Florida’s statutory exemptions protect several categories of personal assets from judgment creditors regardless of what happens in the business.

Homestead protects the business owner’s primary residence from forced sale with no cap on value. The homestead exemption does not protect commercial property, rental property, or any real estate other than the owner’s personal residence.

Retirement accounts including ERISA-qualified plans and IRAs are protected under federal and Florida law. Business owners who maximize contributions to 401(k) plans, SEP-IRAs, or defined benefit plans place those funds beyond the reach of both business and personal creditors.

Tenancy by the entirety protects jointly held marital assets from the individual creditors of either spouse. A married business owner whose spouse is not involved in the business can protect jointly held bank accounts, brokerage accounts, and real estate from business-related judgments against the owner individually.

Life insurance cash values and annuity contracts are exempt from creditors under Florida Statute § 222.14.

Personal Guarantees

Many of these protections become less effective when the business owner signs personal guarantees. Landlords, lenders, and major vendors frequently require the business owner to personally guarantee business obligations. A personal guarantee converts a business debt into a personal obligation, allowing the creditor to pursue the owner’s personal assets directly.

Business owners should minimize personal guarantees where possible and understand that each guarantee creates a direct path from a business liability to personal assets. When a guarantee is unavoidable, the owner should ensure that personally held assets are structured to take maximum advantage of Florida’s exemptions and entity protections.

Insurance

Liability insurance and asset protection planning serve different functions. Insurance provides a pool of funds to settle or satisfy claims. Asset protection planning ensures that assets beyond the insurance limits remain out of reach.

General liability insurance covers customer injuries, property damage, and advertising claims. Professional liability insurance covers errors and omissions for service-based businesses. Employment practices liability insurance covers wrongful termination, discrimination, and harassment claims. An umbrella policy extends coverage beyond the limits of underlying policies.

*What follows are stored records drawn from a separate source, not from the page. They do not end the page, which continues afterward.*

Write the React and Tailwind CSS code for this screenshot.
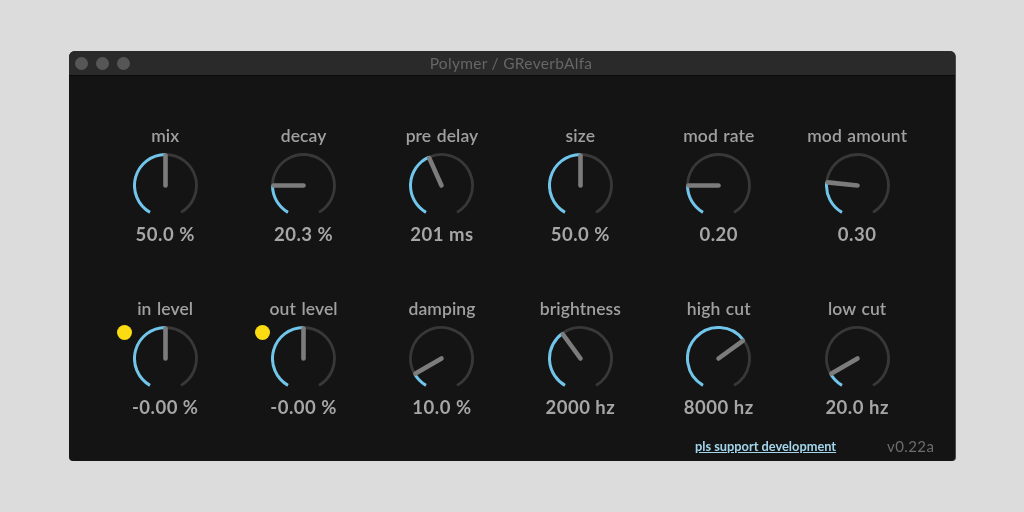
const polar = (a, r) => {
  const t = ((a - 90) * Math.PI) / 180;
  return [32.5 + r * Math.cos(t), 32.5 + r * Math.sin(t)];
};
const arc = (from, to, r) => {
  const [x1, y1] = polar(from, r);
  const [x2, y2] = polar(to, r);
  return `M${x1} ${y1}A${r} ${r} 0 ${to - from > 180 ? 1 : 0} 1 ${x2} ${y2}`;
};

function Knob({ v }) {
  const a = -150 + 300 * v;
  const [nx, ny] = polar(a, 30);
  return (
    <svg width="65" height="65" viewBox="0 0 65 65" className="block">
      <path d={arc(a, 150, 31)} fill="none" stroke="#383838" strokeWidth="2.8" />
      <path d={arc(-150, a, 31)} fill="none" stroke="#71c5ea" strokeWidth="3" />
      <line x1="32.5" y1="32.5" x2={nx} y2={ny} stroke="#7c7c7c" strokeWidth="4.6" strokeLinecap="round" />
    </svg>
  );
}

function Param({ label, value, v, dot }) {
  return (
    <div className="flex flex-col items-center">
      <div className="h-[22px] text-[17.5px] leading-[22px] font-semibold tracking-[0.1px] [word-spacing:1px] text-[#a0a0a0] whitespace-nowrap">{label}</div>
      <div className="relative mt-[6px]">
        {dot && <div className="absolute left-[-16px] top-[-1px] h-[15px] w-[15px] rounded-full bg-[#fbdc12]" />}
        <Knob v={v} />
      </div>
      <div className="mt-[4px] h-[24px] text-[18.5px] leading-[24px] font-bold tracking-[0.5px] text-[#a6a6a6] whitespace-nowrap">{value}</div>
    </div>
  );
}

const params = [
  ["mix", "50.0 %", 0.5],
  ["decay", "20.3 %", 0.2],
  ["pre delay", "201 ms", 0.42],
  ["size", "50.0 %", 0.5],
  ["mod rate", "0.20", 0.2],
  ["mod amount", "0.30", 0.22],
  ["in level", "-0.00 %", 0.5, true],
  ["out level", "-0.00 %", 0.5, true],
  ["damping", "10.0 %", 0.1],
  ["brightness", "2000 hz", 0.38],
  ["high cut", "8000 hz", 0.68],
  ["low cut", "20.0 hz", 0.1],
];

export default function App() {
  return (
    <div className="h-[512px] w-[1024px] overflow-hidden bg-[#dcdcdc] pl-[69px] pt-[51px] font-['Lato',sans-serif]">
      <div className="flex h-[410px] w-[887px] flex-col overflow-hidden rounded-t-[6px] rounded-b-[4px] border-r border-[#4a4a4a] bg-[#141414] blur-[0.6px]">
        <div className="relative flex h-[25px] items-center border-b border-[#0a0a0a] bg-[#2a2a2a] pl-[6px]">
          <div className="flex gap-[8px]">
            <div className="h-[13px] w-[13px] rounded-full bg-[#565656]" />
            <div className="h-[13px] w-[13px] rounded-full bg-[#565656]" />
            <div className="h-[13px] w-[13px] rounded-full bg-[#565656]" />
          </div>
          <div className="absolute inset-0 pr-[2px] text-center text-[15.5px] leading-[24px] tracking-[0.3px] text-[#666666]">Polymer / GReverbAlfa</div>
        </div>
        <div className="grid grid-cols-[repeat(6,138.4px)] gap-y-[52px] pl-[27px] pt-[49px]">
          {params.map(([l, val, v, d]) => (
            <Param key={l} label={l} value={val} v={v} dot={d} />
          ))}
        </div>
        <div className="mt-[16px] flex items-center pl-[626px]">
          <a className="w-[142px] text-[12.8px] font-bold whitespace-nowrap text-[#a3d6ec] underline">pls support development</a>
          <span className="ml-[50px] text-[15px] tracking-[0.4px] text-[#6c6c6c]">v0.22a</span>
        </div>
      </div>
    </div>
  );
}
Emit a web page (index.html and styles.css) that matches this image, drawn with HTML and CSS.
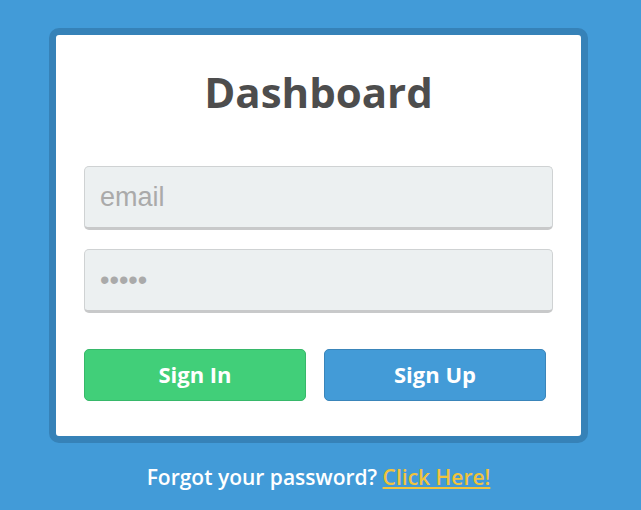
FILE: index.html
```html
<!DOCTYPE html>
<html>
<head>
<meta charset="utf-8">
<link rel="stylesheet" href="styles.css">
</head>
<body>
<div class="wrap">
  <div class="card">
    <h1 class="title">Dashboard</h1>
    <form class="form">
      <input class="field" type="text" placeholder="email">
      <input class="field" type="password" value="12345">
      <div class="actions">
        <button class="btn btn-in" type="button">Sign In</button>
        <button class="btn btn-up" type="button">Sign Up</button>
      </div>
    </form>
  </div>
  <p class="forgot">Forgot your password? <a class="link" href="#">Click Here!</a></p>
</div>
</body>
</html>
```
FILE: styles.css
```css
html, body {
  margin: 0;
  padding: 0;
}
body {
  background: #429bd8;
  font-family: "Open Sans", "Liberation Sans", sans-serif;
}
.wrap {
  width: 539px;
  margin: 28px 0 0 49px;
}
.card {
  background: #ffffff;
  border: 7px solid #3682b8;
  border-radius: 10px;
  padding: 0 28px 35px;
}
.title {
  margin: 28px 0 46px;
  text-align: center;
  font-size: 42px;
  font-weight: 700;
  line-height: 57px;
  color: #4d4d4d;
}
.form {
  display: flex;
  flex-direction: column;
  margin: 0;
}
.field {
  box-sizing: border-box;
  height: 64px;
  width: 100%;
  margin: 0 0 19px;
  padding: 0 15px;
  background: #ecf0f1;
  border: 1px solid #cfd2d3;
  border-bottom: 3px solid #c8c9ca;
  border-radius: 5px;
  font-family: "Liberation Sans", Arial, sans-serif;
  font-size: 27px;
  color: #aaaaaa;
  outline: none;
}
.field::placeholder {
  color: #aaaaaa;
}
.actions {
  display: flex;
  gap: 18px;
  margin-top: 17px;
}
.btn {
  box-sizing: border-box;
  width: 222px;
  height: 52px;
  border-radius: 5px;
  font-family: "Open Sans", sans-serif;
  font-weight: 700;
  font-size: 22px;
  color: #ffffff;
  cursor: pointer;
  padding: 0 0 2px;
}
.btn-in {
  background: #41cf79;
  border: 1px solid #37b86a;
}
.btn-up {
  background: #439bd7;
  border: 1px solid #3a85ba;
}
.forgot {
  margin: 21px 0 0;
  text-align: center;
  font-size: 21px;
  font-weight: 600;
  line-height: 27px;
  color: #ffffff;
}
.link {
  color: #f1c33c;
  text-decoration: underline;
}
```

Business owners should carry enough insurance to fund a defense and provide reasonable settlement authority for expected claims. Asset protection planning handles the exposure that exceeds insurance limits or falls outside coverage.

Advanced Planning

Business owners with significant accumulated wealth beyond what Florida’s exemptions cover may benefit from additional structures. An irrevocable trust established by a third party (such as a parent or spouse) can hold assets beyond the reach of the business owner’s creditors. For business owners with $2 million or more in non-exempt liquid assets, an offshore trust paired with a domestic LLC provides the strongest protection against domestic judgments.

The timing of any asset protection planning matters. Fraudulent transfer laws allow creditors to challenge transfers made after a claim arises or when the transferor was insolvent. The most effective planning occurs before any business dispute, lawsuit, or financial difficulty materializes.